Objective:
Reproduce the listing below character for character; drop every image.

Data block:

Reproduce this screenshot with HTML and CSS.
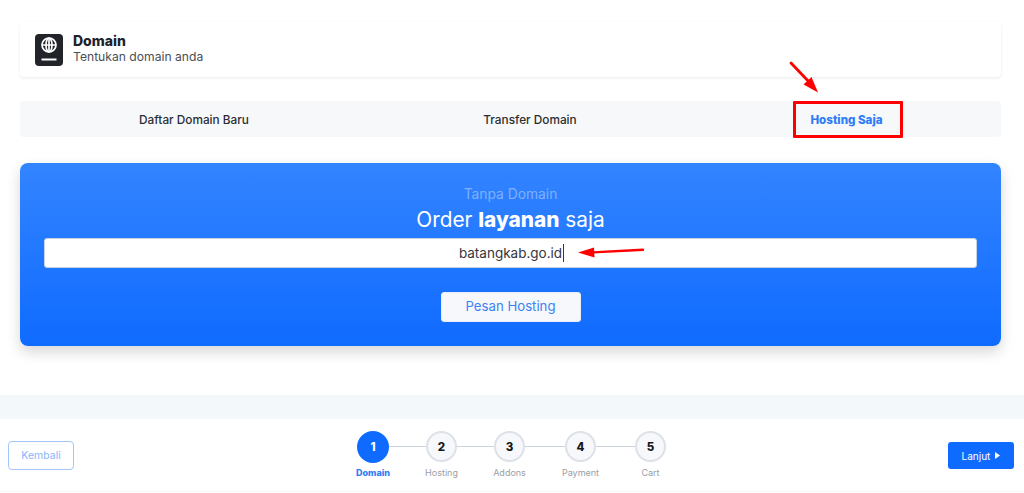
FILE: index.html
```html
<!DOCTYPE html>
<html lang="id">
<head>
<meta charset="utf-8">
<title>Domain</title>
<link rel="stylesheet" href="styles.css">
</head>
<body>
<main class="page">
  <section class="head-card">
    <div class="head-icon">
      <svg width="18" height="26" viewBox="0 0 18 26" fill="none" stroke="#fff" stroke-width="1.7">
        <circle cx="9" cy="8" r="7"/>
        <ellipse cx="9" cy="8" rx="3" ry="7"/>
        <path d="M2 8h14M9 1v14" />
        <path d="M1.5 22.5h15" stroke-width="2"/>
      </svg>
    </div>
    <div class="head-text">
      <h1 class="head-title">Domain</h1>
      <p class="head-sub">Tentukan domain anda</p>
    </div>
  </section>

  <nav class="tabs">
    <a class="tab">Daftar Domain Baru</a>
    <a class="tab">Transfer Domain</a>
    <a class="tab tab-active">Hosting Saja</a>
  </nav>

  <section class="hero">
    <p class="hero-kicker">Tanpa Domain</p>
    <h2 class="hero-title">Order <b>layanan</b> saja</h2>
    <div class="hero-input"><span class="hero-value">batangkab.go.id</span></div>
    <button class="hero-btn">Pesan Hosting</button>
  </section>

  <div class="band"></div>

  <footer class="footer">
    <button class="btn-back">Kembali</button>
    <ol class="steps">
      <li class="step step-done"><span class="dot">1</span><span class="label">Domain</span></li>
      <li class="line line-1"></li>
      <li class="step"><span class="dot">2</span><span class="label">Hosting</span></li>
      <li class="line line-2"></li>
      <li class="step"><span class="dot">3</span><span class="label">Addons</span></li>
      <li class="line line-3"></li>
      <li class="step"><span class="dot">4</span><span class="label">Payment</span></li>
      <li class="line line-4"></li>
      <li class="step"><span class="dot">5</span><span class="label">Cart</span></li>
    </ol>
    <button class="btn-next">Lanjut <svg class="caret" width="5" height="7" viewBox="0 0 5 7"><path d="M0 0l5 3.5L0 7z" fill="#fff"/></svg></button>
  </footer>
</main>

<div class="mark-box"></div>
<svg class="mark-arrow-a" width="34" height="36" viewBox="0 0 34 36">
  <path d="M2 2L22 23" stroke="#f00" stroke-width="2.8" stroke-linecap="round"/>
  <path d="M29 31.500L14.500 23.500L22.500 16z" fill="#f00"/>
</svg>
<svg class="mark-arrow-b" width="68" height="14" viewBox="0 0 68 14">
  <path d="M16 7.400L66 4.800" stroke="#f00" stroke-width="2.400" stroke-linecap="round"/>
  <path d="M1 7.500L17 2.500L17.500 12.500z" fill="#f00"/>
</svg>
</body>
</html>
```
FILE: styles.css
```css
* { box-sizing: border-box; }
html, body { margin: 0; padding: 0; background: #fff; }
body {
  width: 1024px;
  height: 493px;
  overflow: hidden;
  position: relative;
  font-family: "Inter", "Open Sans", sans-serif;
  color: #212529;
}
.page { display: flex; flex-direction: column; padding-top: 22px; }

.head-card {
  margin: 0 23px 0 20px;
  height: 55px;
  display: flex;
  align-items: center;
  gap: 10px;
  padding: 0 15px;
  background: #fff;
  border-radius: 4px;
  box-shadow: 0 1px 3px rgba(0,0,0,.09);
}
.head-icon {
  width: 28px;
  height: 32px;
  background: #212529;
  border-radius: 4px;
  display: flex;
  align-items: center;
  justify-content: center;
}
.head-text { display: flex; flex-direction: column; padding-bottom: 2px; }
.head-title { margin: 0; font-size: 14px; line-height: 16px; font-weight: 800; color: #1e2329; }
.head-sub { margin: 0; font-size: 12.150px; line-height: 16px; color: #4a4f55; }

.tabs {
  margin: 24px 23px 0 20px;
  height: 36px;
  display: grid;
  grid-template-columns: 348fr 324fr 309fr;
  background: #f7f8fa;
  border-radius: 4px;
}
.tab {
  display: flex;
  align-items: center;
  justify-content: center;
  padding-top: 2px;
  font-size: 11.800px;
  color: #2a2e33;
  font-weight: 500;
}
.tab-active { color: #2f7df6; font-weight: 800; font-size: 11.600px; }

.hero {
  margin: 26px 23px 0 20px;
  height: 183px;
  display: flex;
  flex-direction: column;
  align-items: center;
  padding: 23px 24px 0;
  border-radius: 8px;
  background: linear-gradient(180deg, #3384ff 0%, #0f6bff 100%);
  box-shadow: 0 6px 14px rgba(0,0,0,.16);
}
.hero-kicker { margin: 0; font-size: 13.800px; line-height: 17px; color: #7fb0fb; }
.hero-title { margin: 4px 0 0; font-size: 20.800px; line-height: 26px; font-weight: 400; color: #fff; }
.hero-title b { font-weight: 800; }
.hero-input {
  margin-top: 5px;
  width: 933px;
  height: 30px;
  background: #fff;
  border: 1px solid #c5d3e6;
  border-radius: 3px;
  display: flex;
  align-items: center;
  justify-content: center;
}
.hero-value {
  font-size: 13.500px;
  color: #33373c;
  padding-right: 1px;
  border-right: 1px solid #33373c;
  line-height: 18px;
  margin-left: 2px;
}
.hero-btn {
  margin-top: 24px;
  width: 140px;
  height: 30px;
  padding-bottom: 3px;
  border: 1px solid #e8eef7;
  border-radius: 3px;
  background: #f6f8fb;
  color: #3b82f6;
  font: 400 13.200px "Inter", "Open Sans", sans-serif;
}

.band { margin-top: 49px; height: 24px; background: #f3f8fb; }

.footer {
  height: 73px;
  display: flex;
  align-items: flex-start;
  justify-content: space-between;
  padding: 0 10px 0 8px;
  border-bottom: 1px solid #f1f4f8;
}
.btn-back {
  margin-top: 22px;
  width: 66px;
  height: 29px;
  background: #fff;
  border: 1px solid #a3c6fb;
  border-radius: 4px;
  color: #8ab5fa;
  font: 400 10.500px "Inter", "Open Sans", sans-serif;
}
.btn-next {
  margin-top: 23px;
  width: 66px;
  height: 27px;
  background: #0f6bff;
  border: 0;
  border-radius: 3px;
  color: #fff;
  font: 400 10px "Inter", "Open Sans", sans-serif;
  display: flex;
  align-items: center;
  justify-content: center;
  gap: 5px;
}
.steps {
  list-style: none;
  margin: 12px 0 0 1px;
  padding: 0;
  display: flex;
  align-items: flex-start;
}
.step {
  width: 31px;
  display: flex;
  flex-direction: column;
  align-items: center;
}
.dot {
  width: 31px;
  height: 31px;
  border-radius: 50%;
  border: 2px solid #dde1e8;
  background: #f6f8fb;
  display: flex;
  align-items: center;
  justify-content: center;
  font-size: 11.500px;
  font-weight: 800;
  color: #14171a;
}
.label {
  margin-top: 5px;
  font-size: 9px;
  line-height: 12px;
  color: #9a9ea5;
  white-space: nowrap;
}
.step-done { width: 32px; }
.step-done .dot { width: 32px; height: 32px; background: #0f6bff; border-color: #0f6bff; color: #fff; }
.step-done .label { margin-top: 4px; color: #2f7df6; font-weight: 800; }
.line { height: 1px; margin-top: 15px; background: #cdd4de; }
.line-1 { width: 37px; }
.line-2 { width: 37px; }
.line-3 { width: 40px; }
.line-4 { width: 39px; }

.mark-box {
  position: absolute;
  left: 793px;
  top: 101px;
  width: 110px;
  height: 37px;
  border: 3px solid #f00;
  border-radius: 1px;
}
.mark-arrow-a { position: absolute; left: 789px; top: 61px; }
.mark-arrow-b { position: absolute; left: 577px; top: 245px; }
```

Reply:
Reproduce this screenshot with HTML and CSS.
FILE: index.html
```html
<!DOCTYPE html>
<html lang="id">
<head>
<meta charset="utf-8">
<title>Domain</title>
<link rel="stylesheet" href="styles.css">
</head>
<body>
<main class="page">
  <section class="head-card">
    <div class="head-icon">
      <svg width="18" height="26" viewBox="0 0 18 26" fill="none" stroke="#fff" stroke-width="1.7">
        <circle cx="9" cy="8" r="7"/>
        <ellipse cx="9" cy="8" rx="3" ry="7"/>
        <path d="M2 8h14M9 1v14" />
        <path d="M1.5 22.5h15" stroke-width="2"/>
      </svg>
    </div>
    <div class="head-text">
      <h1 class="head-title">Domain</h1>
      <p class="head-sub">Tentukan domain anda</p>
    </div>
  </section>

  <nav class="tabs">
    <a class="tab">Daftar Domain Baru</a>
    <a class="tab">Transfer Domain</a>
    <a class="tab tab-active">Hosting Saja</a>
  </nav>

  <section class="hero">
    <p class="hero-kicker">Tanpa Domain</p>
    <h2 class="hero-title">Order <b>layanan</b> saja</h2>
    <div class="hero-input"><span class="hero-value">batangkab.go.id</span></div>
    <button class="hero-btn">Pesan Hosting</button>
  </section>

  <div class="band"></div>

  <footer class="footer">
    <button class="btn-back">Kembali</button>
    <ol class="steps">
      <li class="step step-done"><span class="dot">1</span><span class="label">Domain</span></li>
      <li class="line line-1"></li>
      <li class="step"><span class="dot">2</span><span class="label">Hosting</span></li>
      <li class="line line-2"></li>
      <li class="step"><span class="dot">3</span><span class="label">Addons</span></li>
      <li class="line line-3"></li>
      <li class="step"><span class="dot">4</span><span class="label">Payment</span></li>
      <li class="line line-4"></li>
      <li class="step"><span class="dot">5</span><span class="label">Cart</span></li>
    </ol>
    <button class="btn-next">Lanjut <svg class="caret" width="5" height="7" viewBox="0 0 5 7"><path d="M0 0l5 3.5L0 7z" fill="#fff"/></svg></button>
  </footer>
</main>

<div class="mark-box"></div>
<svg class="mark-arrow-a" width="34" height="36" viewBox="0 0 34 36">
  <path d="M2 2L22 23" stroke="#f00" stroke-width="2.8" stroke-linecap="round"/>
  <path d="M29 31.500L14.500 23.500L22.500 16z" fill="#f00"/>
</svg>
<svg class="mark-arrow-b" width="68" height="14" viewBox="0 0 68 14">
  <path d="M16 7.400L66 4.800" stroke="#f00" stroke-width="2.400" stroke-linecap="round"/>
  <path d="M1 7.500L17 2.500L17.500 12.500z" fill="#f00"/>
</svg>
</body>
</html>
```
FILE: styles.css
```css
* { box-sizing: border-box; }
html, body { margin: 0; padding: 0; background: #fff; }
body {
  width: 1024px;
  height: 493px;
  overflow: hidden;
  position: relative;
  font-family: "Inter", "Open Sans", sans-serif;
  color: #212529;
}
.page { display: flex; flex-direction: column; padding-top: 22px; }

.head-card {
  margin: 0 23px 0 20px;
  height: 55px;
  display: flex;
  align-items: center;
  gap: 10px;
  padding: 0 15px;
  background: #fff;
  border-radius: 4px;
  box-shadow: 0 1px 3px rgba(0,0,0,.09);
}
.head-icon {
  width: 28px;
  height: 32px;
  background: #212529;
  border-radius: 4px;
  display: flex;
  align-items: center;
  justify-content: center;
}
.head-text { display: flex; flex-direction: column; padding-bottom: 2px; }
.head-title { margin: 0; font-size: 14px; line-height: 16px; font-weight: 800; color: #1e2329; }
.head-sub { margin: 0; font-size: 12.150px; line-height: 16px; color: #4a4f55; }

.tabs {
  margin: 24px 23px 0 20px;
  height: 36px;
  display: grid;
  grid-template-columns: 348fr 324fr 309fr;
  background: #f7f8fa;
  border-radius: 4px;
}
.tab {
  display: flex;
  align-items: center;
  justify-content: center;
  padding-top: 2px;
  font-size: 11.800px;
  color: #2a2e33;
  font-weight: 500;
}
.tab-active { color: #2f7df6; font-weight: 800; font-size: 11.600px; }

.hero {
  margin: 26px 23px 0 20px;
  height: 183px;
  display: flex;
  flex-direction: column;
  align-items: center;
  padding: 23px 24px 0;
  border-radius: 8px;
  background: linear-gradient(180deg, #3384ff 0%, #0f6bff 100%);
  box-shadow: 0 6px 14px rgba(0,0,0,.16);
}
.hero-kicker { margin: 0; font-size: 13.800px; line-height: 17px; color: #7fb0fb; }
.hero-title { margin: 4px 0 0; font-size: 20.800px; line-height: 26px; font-weight: 400; color: #fff; }
.hero-title b { font-weight: 800; }
.hero-input {
  margin-top: 5px;
  width: 933px;
  height: 30px;
  background: #fff;
  border: 1px solid #c5d3e6;
  border-radius: 3px;
  display: flex;
  align-items: center;
  justify-content: center;
}
.hero-value {
  font-size: 13.500px;
  color: #33373c;
  padding-right: 1px;
  border-right: 1px solid #33373c;
  line-height: 18px;
  margin-left: 2px;
}
.hero-btn {
  margin-top: 24px;
  width: 140px;
  height: 30px;
  padding-bottom: 3px;
  border: 1px solid #e8eef7;
  border-radius: 3px;
  background: #f6f8fb;
  color: #3b82f6;
  font: 400 13.200px "Inter", "Open Sans", sans-serif;
}

.band { margin-top: 49px; height: 24px; background: #f3f8fb; }

.footer {
  height: 73px;
  display: flex;
  align-items: flex-start;
  justify-content: space-between;
  padding: 0 10px 0 8px;
  border-bottom: 1px solid #f1f4f8;
}
.btn-back {
  margin-top: 22px;
  width: 66px;
  height: 29px;
  background: #fff;
  border: 1px solid #a3c6fb;
  border-radius: 4px;
  color: #8ab5fa;
  font: 400 10.500px "Inter", "Open Sans", sans-serif;
}
.btn-next {
  margin-top: 23px;
  width: 66px;
  height: 27px;
  background: #0f6bff;
  border: 0;
  border-radius: 3px;
  color: #fff;
  font: 400 10px "Inter", "Open Sans", sans-serif;
  display: flex;
  align-items: center;
  justify-content: center;
  gap: 5px;
}
.steps {
  list-style: none;
  margin: 12px 0 0 1px;
  padding: 0;
  display: flex;
  align-items: flex-start;
}
.step {
  width: 31px;
  display: flex;
  flex-direction: column;
  align-items: center;
}
.dot {
  width: 31px;
  height: 31px;
  border-radius: 50%;
  border: 2px solid #dde1e8;
  background: #f6f8fb;
  display: flex;
  align-items: center;
  justify-content: center;
  font-size: 11.500px;
  font-weight: 800;
  color: #14171a;
}
.label {
  margin-top: 5px;
  font-size: 9px;
  line-height: 12px;
  color: #9a9ea5;
  white-space: nowrap;
}
.step-done { width: 32px; }
.step-done .dot { width: 32px; height: 32px; background: #0f6bff; border-color: #0f6bff; color: #fff; }
.step-done .label { margin-top: 4px; color: #2f7df6; font-weight: 800; }
.line { height: 1px; margin-top: 15px; background: #cdd4de; }
.line-1 { width: 37px; }
.line-2 { width: 37px; }
.line-3 { width: 40px; }
.line-4 { width: 39px; }

.mark-box {
  position: absolute;
  left: 793px;
  top: 101px;
  width: 110px;
  height: 37px;
  border: 3px solid #f00;
  border-radius: 1px;
}
.mark-arrow-a { position: absolute; left: 789px; top: 61px; }
.mark-arrow-b { position: absolute; left: 577px; top: 245px; }
```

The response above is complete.